[PROBLEM DETAILS]
Track down the lines that contain "component" and copy them.

[DATA SUPPLIED]
--- START ---
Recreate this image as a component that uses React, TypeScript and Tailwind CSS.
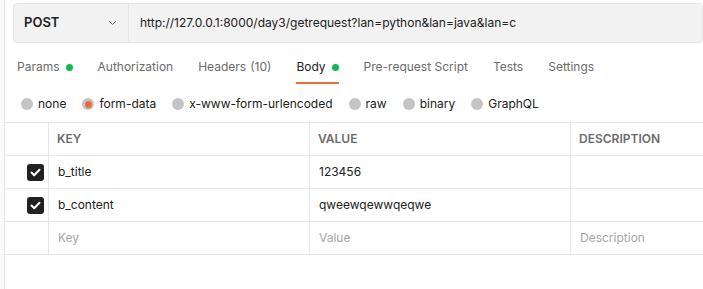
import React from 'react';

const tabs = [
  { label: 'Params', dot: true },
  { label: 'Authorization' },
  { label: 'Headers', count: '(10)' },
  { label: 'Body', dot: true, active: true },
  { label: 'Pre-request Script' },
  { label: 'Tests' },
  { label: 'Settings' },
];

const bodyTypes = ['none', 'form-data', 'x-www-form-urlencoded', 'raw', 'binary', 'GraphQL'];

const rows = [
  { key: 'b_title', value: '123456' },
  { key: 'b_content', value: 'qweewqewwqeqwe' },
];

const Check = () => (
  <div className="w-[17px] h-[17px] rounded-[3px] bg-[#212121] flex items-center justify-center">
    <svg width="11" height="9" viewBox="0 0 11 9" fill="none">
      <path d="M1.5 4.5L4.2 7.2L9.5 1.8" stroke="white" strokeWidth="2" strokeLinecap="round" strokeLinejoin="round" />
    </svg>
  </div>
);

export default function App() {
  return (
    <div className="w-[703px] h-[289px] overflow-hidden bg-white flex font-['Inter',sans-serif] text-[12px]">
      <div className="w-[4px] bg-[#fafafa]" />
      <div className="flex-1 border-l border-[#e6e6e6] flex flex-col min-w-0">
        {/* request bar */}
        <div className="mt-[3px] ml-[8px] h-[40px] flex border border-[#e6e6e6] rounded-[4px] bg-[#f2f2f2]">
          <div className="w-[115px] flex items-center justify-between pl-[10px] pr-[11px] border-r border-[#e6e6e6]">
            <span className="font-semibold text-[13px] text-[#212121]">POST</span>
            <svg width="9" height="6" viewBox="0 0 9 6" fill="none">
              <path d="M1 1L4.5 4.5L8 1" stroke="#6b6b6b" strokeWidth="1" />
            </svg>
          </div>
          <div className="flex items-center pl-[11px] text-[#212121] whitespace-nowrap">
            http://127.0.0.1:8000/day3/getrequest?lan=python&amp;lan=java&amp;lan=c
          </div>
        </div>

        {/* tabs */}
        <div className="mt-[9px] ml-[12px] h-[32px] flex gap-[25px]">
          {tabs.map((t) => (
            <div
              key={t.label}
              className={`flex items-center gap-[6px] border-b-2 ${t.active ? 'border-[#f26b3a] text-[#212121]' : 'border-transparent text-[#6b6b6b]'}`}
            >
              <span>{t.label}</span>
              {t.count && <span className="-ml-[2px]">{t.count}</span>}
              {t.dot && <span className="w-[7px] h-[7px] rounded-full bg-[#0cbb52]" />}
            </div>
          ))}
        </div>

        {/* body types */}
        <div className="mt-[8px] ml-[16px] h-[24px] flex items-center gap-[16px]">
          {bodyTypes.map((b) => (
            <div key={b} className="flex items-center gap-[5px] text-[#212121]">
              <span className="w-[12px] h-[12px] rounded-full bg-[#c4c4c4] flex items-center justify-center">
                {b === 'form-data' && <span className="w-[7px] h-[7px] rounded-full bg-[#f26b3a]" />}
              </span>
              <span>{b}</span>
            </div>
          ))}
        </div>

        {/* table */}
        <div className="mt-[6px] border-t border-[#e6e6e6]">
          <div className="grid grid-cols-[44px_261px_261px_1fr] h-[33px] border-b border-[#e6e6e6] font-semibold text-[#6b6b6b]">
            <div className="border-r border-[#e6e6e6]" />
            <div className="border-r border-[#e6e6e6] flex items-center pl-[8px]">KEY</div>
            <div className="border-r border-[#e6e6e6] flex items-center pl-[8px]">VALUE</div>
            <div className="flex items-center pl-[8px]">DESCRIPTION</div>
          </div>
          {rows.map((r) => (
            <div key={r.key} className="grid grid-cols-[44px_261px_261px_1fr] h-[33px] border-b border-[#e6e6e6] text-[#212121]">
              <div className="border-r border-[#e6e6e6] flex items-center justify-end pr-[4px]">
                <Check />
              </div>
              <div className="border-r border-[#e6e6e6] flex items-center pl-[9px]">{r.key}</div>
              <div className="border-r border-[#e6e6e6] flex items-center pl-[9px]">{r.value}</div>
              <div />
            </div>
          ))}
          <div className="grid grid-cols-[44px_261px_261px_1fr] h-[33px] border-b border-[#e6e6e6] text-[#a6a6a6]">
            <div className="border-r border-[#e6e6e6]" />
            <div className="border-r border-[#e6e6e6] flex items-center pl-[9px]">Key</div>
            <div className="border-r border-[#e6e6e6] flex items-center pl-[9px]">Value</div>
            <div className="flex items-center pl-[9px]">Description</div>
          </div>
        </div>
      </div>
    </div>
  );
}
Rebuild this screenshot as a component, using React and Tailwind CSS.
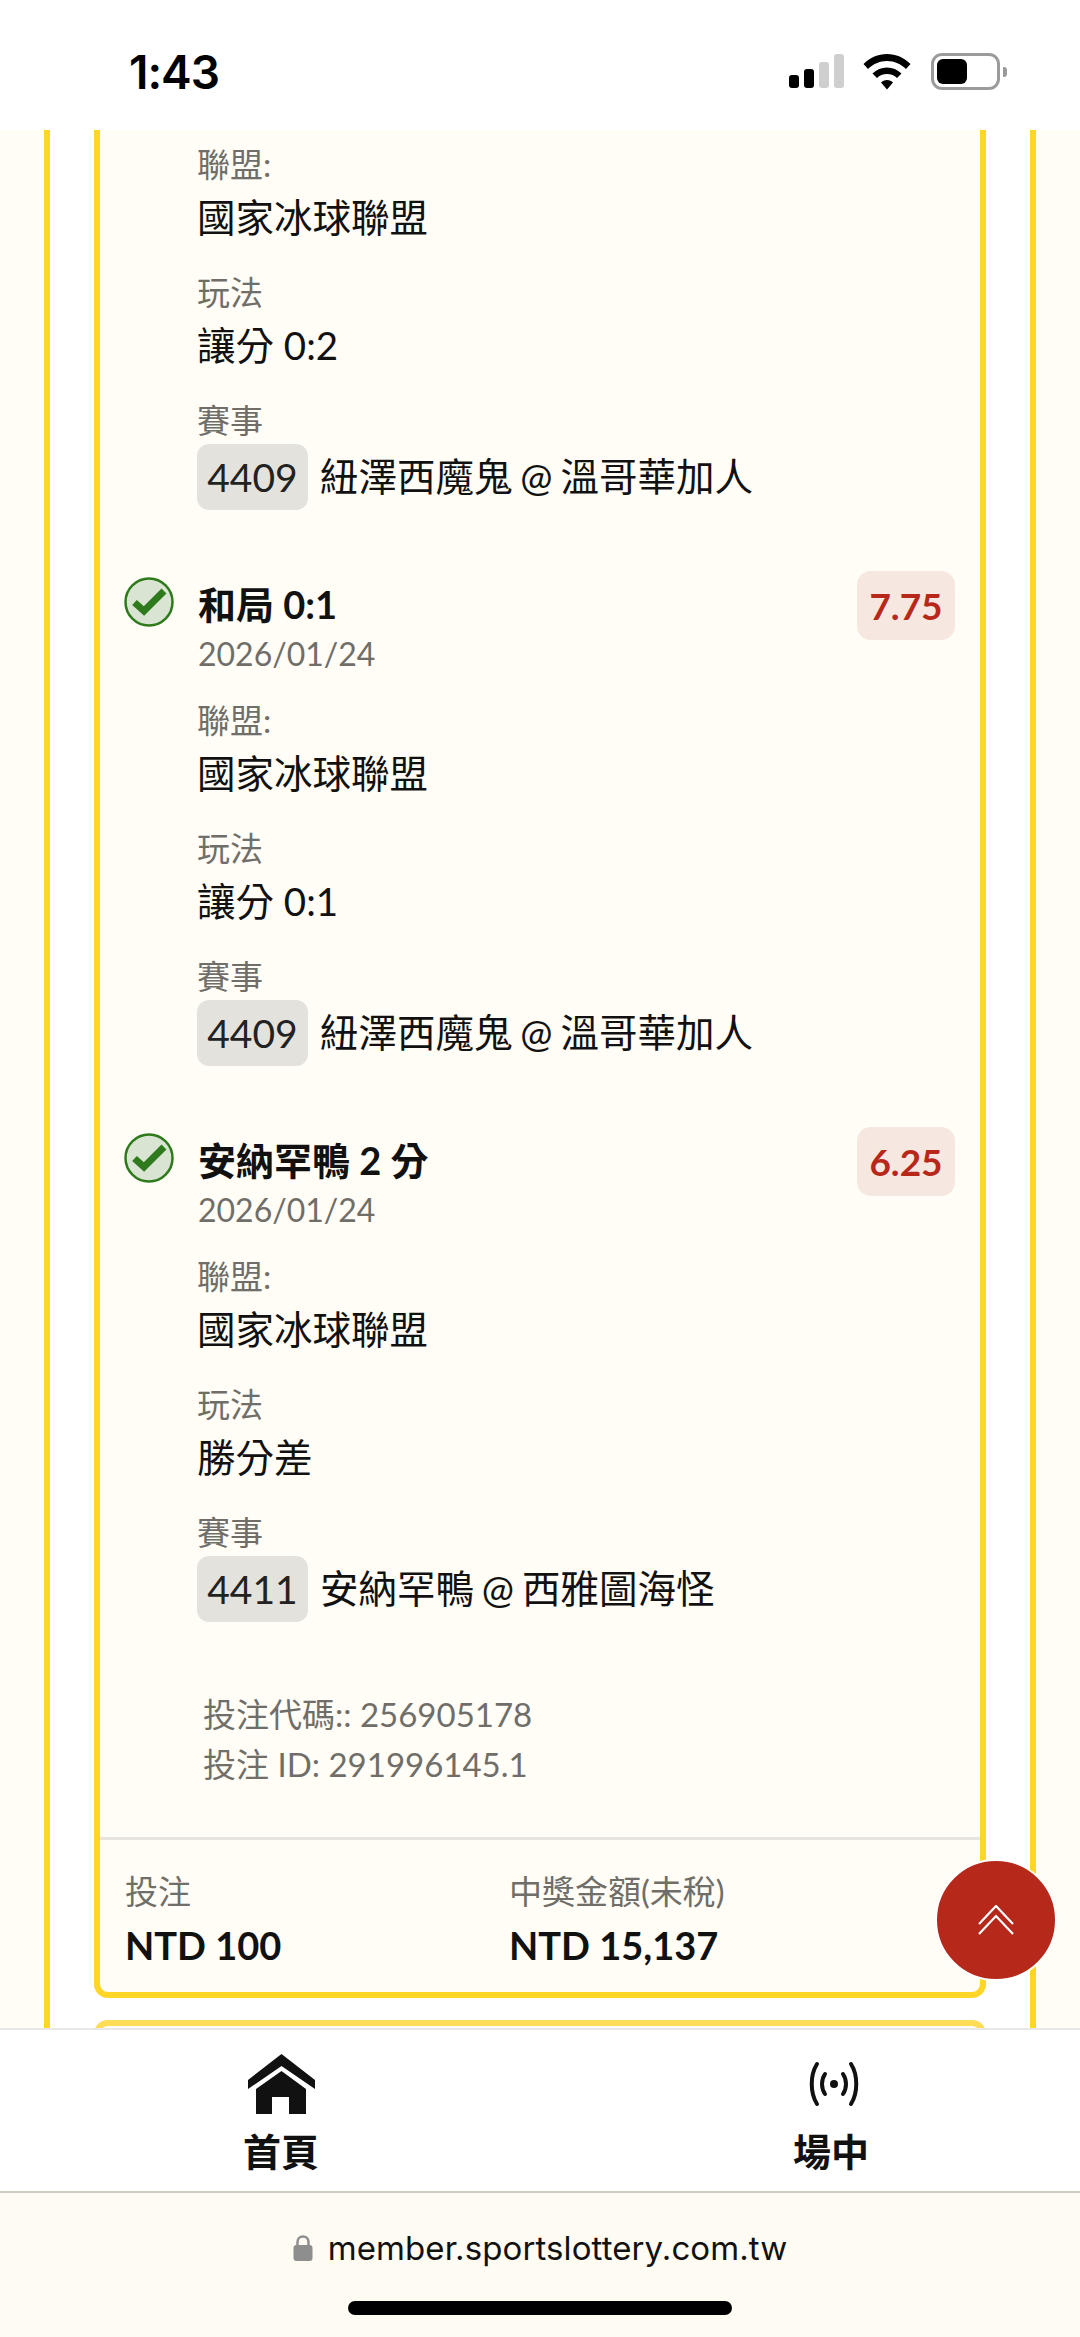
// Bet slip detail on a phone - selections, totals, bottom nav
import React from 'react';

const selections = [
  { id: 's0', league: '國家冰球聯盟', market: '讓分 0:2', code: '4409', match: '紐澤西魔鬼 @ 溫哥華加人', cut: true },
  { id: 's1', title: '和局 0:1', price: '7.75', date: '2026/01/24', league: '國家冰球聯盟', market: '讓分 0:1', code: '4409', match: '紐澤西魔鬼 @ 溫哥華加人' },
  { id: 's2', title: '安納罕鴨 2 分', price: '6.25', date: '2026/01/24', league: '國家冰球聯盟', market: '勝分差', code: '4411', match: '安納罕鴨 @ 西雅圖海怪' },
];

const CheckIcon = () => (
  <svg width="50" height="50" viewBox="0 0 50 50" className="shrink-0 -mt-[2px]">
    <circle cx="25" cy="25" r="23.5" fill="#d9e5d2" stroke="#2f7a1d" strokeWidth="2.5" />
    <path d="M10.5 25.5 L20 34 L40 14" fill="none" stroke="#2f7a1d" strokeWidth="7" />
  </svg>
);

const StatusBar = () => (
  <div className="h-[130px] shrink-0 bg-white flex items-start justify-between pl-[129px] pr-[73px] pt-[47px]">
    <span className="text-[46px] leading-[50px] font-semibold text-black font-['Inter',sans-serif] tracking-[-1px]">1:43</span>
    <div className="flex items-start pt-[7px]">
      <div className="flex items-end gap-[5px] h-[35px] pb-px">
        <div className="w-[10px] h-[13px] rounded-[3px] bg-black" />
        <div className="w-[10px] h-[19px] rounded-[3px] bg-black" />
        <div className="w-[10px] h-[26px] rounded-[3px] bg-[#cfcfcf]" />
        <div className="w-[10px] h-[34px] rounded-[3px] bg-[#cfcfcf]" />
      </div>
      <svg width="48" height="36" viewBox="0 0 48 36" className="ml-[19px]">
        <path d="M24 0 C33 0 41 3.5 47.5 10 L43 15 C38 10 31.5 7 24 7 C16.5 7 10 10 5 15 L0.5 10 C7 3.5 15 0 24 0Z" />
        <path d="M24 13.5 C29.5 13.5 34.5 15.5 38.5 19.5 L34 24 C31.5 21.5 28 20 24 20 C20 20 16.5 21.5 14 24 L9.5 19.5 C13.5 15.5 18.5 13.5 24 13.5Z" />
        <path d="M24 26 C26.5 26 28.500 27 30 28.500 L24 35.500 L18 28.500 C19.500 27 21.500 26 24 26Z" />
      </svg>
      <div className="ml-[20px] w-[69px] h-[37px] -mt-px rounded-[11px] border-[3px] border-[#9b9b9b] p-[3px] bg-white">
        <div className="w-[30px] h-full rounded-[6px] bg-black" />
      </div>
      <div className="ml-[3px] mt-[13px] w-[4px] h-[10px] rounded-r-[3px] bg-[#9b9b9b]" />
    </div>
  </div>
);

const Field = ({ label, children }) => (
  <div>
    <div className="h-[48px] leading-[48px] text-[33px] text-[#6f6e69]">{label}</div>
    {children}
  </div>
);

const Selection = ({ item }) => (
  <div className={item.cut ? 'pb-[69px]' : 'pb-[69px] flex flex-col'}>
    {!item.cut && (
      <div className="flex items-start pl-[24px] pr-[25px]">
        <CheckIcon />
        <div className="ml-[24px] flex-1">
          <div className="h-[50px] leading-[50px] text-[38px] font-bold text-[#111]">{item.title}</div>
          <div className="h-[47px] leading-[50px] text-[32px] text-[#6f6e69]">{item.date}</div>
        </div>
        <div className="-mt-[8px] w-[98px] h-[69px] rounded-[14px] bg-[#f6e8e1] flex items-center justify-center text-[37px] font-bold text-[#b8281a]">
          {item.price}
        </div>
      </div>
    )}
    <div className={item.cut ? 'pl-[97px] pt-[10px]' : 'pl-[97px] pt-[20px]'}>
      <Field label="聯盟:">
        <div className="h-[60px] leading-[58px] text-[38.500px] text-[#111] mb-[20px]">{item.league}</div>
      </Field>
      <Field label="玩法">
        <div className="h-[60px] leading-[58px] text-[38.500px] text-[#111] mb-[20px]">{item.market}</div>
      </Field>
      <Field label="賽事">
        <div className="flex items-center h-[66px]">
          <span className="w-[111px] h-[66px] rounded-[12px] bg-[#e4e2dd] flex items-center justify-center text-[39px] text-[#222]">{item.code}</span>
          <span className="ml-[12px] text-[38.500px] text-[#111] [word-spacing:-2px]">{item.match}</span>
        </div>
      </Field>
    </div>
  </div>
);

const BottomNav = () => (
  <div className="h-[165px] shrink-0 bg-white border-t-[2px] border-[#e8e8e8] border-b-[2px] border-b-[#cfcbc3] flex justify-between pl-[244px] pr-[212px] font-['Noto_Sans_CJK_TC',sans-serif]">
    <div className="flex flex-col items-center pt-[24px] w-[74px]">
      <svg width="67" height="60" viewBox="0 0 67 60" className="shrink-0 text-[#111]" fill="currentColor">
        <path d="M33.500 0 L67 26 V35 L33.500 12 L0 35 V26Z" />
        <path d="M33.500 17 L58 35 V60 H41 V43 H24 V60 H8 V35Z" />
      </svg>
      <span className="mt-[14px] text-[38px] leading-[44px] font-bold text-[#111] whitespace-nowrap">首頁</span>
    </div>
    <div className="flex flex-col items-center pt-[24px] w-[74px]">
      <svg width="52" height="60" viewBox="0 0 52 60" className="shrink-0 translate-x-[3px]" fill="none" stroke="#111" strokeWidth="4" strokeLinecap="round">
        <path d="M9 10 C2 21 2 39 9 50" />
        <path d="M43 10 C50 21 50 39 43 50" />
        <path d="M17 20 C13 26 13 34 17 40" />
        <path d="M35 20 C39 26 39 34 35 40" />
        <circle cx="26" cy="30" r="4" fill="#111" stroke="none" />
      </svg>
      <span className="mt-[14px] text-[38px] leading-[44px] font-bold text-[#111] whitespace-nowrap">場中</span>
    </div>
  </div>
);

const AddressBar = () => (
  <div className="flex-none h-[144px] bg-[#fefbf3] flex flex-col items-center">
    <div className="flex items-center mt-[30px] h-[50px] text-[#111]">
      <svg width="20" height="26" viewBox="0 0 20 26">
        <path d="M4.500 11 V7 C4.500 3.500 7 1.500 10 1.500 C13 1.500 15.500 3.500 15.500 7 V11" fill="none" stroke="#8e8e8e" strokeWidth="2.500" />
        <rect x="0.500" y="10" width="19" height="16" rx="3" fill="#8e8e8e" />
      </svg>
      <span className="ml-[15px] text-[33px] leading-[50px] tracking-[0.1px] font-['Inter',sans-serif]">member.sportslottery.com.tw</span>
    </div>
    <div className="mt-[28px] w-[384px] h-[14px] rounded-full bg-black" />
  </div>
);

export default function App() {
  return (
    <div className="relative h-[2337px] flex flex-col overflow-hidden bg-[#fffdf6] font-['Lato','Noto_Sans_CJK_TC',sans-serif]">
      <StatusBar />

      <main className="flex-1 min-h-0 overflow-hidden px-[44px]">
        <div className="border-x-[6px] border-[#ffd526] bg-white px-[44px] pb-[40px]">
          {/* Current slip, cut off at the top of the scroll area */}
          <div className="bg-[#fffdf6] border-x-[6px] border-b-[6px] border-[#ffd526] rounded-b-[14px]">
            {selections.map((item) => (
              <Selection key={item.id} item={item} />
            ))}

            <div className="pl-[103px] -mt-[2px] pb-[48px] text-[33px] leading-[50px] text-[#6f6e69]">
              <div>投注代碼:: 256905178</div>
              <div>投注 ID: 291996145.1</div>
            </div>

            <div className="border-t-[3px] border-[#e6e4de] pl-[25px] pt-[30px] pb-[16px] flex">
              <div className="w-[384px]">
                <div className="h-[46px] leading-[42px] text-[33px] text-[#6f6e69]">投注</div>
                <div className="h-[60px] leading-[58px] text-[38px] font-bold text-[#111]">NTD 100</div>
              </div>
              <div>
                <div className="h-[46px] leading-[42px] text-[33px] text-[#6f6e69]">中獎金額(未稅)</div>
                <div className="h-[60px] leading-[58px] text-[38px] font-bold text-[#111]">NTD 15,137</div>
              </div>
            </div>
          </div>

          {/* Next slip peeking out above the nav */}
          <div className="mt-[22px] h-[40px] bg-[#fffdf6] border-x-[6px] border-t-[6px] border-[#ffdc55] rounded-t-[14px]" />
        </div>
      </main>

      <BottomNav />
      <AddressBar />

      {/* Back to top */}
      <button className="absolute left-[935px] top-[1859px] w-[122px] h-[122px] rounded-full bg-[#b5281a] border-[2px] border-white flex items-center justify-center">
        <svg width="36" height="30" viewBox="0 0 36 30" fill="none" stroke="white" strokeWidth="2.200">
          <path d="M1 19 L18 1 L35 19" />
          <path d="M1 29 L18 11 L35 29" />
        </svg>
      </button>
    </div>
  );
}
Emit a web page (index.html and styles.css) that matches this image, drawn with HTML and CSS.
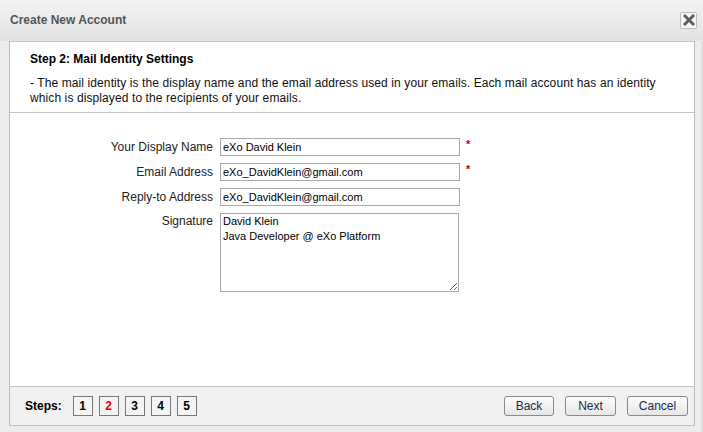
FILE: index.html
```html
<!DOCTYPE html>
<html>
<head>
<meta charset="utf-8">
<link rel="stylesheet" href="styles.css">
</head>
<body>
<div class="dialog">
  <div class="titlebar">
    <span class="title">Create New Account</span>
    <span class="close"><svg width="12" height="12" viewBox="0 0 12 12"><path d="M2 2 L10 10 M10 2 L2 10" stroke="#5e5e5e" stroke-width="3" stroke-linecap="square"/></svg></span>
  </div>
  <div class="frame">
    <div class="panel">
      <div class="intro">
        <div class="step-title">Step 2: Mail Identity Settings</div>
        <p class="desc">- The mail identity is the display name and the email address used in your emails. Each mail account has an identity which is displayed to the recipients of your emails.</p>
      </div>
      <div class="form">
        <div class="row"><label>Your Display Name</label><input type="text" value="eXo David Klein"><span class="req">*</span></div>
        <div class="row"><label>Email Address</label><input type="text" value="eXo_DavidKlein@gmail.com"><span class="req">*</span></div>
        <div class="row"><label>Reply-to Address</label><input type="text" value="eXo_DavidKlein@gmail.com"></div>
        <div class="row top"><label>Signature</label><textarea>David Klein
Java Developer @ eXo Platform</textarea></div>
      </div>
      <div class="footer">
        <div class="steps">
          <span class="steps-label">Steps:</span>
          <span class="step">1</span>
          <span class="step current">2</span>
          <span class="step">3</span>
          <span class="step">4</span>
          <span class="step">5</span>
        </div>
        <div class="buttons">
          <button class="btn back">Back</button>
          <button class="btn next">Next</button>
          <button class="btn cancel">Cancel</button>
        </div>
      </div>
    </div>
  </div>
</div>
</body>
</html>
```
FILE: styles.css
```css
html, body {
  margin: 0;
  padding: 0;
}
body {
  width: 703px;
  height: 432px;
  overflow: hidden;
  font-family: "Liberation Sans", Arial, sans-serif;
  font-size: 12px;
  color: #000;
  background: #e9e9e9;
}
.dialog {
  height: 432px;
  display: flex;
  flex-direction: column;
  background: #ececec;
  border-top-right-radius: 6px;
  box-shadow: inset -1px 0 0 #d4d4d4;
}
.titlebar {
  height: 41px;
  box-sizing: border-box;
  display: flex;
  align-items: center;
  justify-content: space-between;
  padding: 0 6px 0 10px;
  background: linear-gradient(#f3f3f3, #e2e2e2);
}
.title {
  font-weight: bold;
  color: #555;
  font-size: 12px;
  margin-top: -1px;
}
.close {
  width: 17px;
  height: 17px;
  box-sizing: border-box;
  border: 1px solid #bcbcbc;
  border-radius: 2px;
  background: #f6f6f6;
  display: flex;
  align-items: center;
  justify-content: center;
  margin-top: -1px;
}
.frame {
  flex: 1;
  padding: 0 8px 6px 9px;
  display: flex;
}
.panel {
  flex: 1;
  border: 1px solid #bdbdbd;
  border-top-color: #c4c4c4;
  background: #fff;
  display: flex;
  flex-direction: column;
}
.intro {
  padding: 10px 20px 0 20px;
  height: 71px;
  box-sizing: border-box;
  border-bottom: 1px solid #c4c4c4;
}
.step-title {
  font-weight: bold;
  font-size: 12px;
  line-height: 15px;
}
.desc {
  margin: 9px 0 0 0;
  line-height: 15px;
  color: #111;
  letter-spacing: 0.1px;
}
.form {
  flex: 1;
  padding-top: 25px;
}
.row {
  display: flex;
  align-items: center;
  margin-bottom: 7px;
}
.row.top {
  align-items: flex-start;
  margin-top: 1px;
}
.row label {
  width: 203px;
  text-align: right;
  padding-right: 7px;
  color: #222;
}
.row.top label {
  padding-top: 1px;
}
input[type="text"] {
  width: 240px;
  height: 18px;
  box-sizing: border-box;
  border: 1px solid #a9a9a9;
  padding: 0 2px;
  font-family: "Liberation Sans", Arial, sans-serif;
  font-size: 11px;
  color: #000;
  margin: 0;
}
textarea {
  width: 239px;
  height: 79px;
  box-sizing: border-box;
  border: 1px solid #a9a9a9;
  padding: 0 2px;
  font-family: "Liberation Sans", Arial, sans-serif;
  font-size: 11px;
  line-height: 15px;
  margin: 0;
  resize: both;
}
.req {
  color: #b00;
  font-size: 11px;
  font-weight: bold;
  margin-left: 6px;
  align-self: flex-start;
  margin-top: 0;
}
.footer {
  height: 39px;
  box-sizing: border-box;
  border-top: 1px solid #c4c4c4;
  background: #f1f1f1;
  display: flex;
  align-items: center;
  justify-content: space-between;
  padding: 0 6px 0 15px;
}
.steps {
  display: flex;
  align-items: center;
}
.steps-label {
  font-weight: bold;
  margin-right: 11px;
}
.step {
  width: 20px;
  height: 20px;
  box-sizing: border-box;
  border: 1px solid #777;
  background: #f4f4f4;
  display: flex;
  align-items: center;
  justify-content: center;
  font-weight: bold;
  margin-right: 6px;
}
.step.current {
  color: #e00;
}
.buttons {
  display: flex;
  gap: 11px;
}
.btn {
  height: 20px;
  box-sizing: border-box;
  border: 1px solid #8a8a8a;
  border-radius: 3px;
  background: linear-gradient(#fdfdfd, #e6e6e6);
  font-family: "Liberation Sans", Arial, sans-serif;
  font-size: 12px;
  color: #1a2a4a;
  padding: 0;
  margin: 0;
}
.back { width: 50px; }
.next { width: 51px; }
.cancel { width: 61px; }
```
--- END ---
[FINAL RESULT]
Recreate this image as a component that uses React, TypeScript and Tailwind CSS.
Rebuild this screenshot as a component, using React and Tailwind CSS.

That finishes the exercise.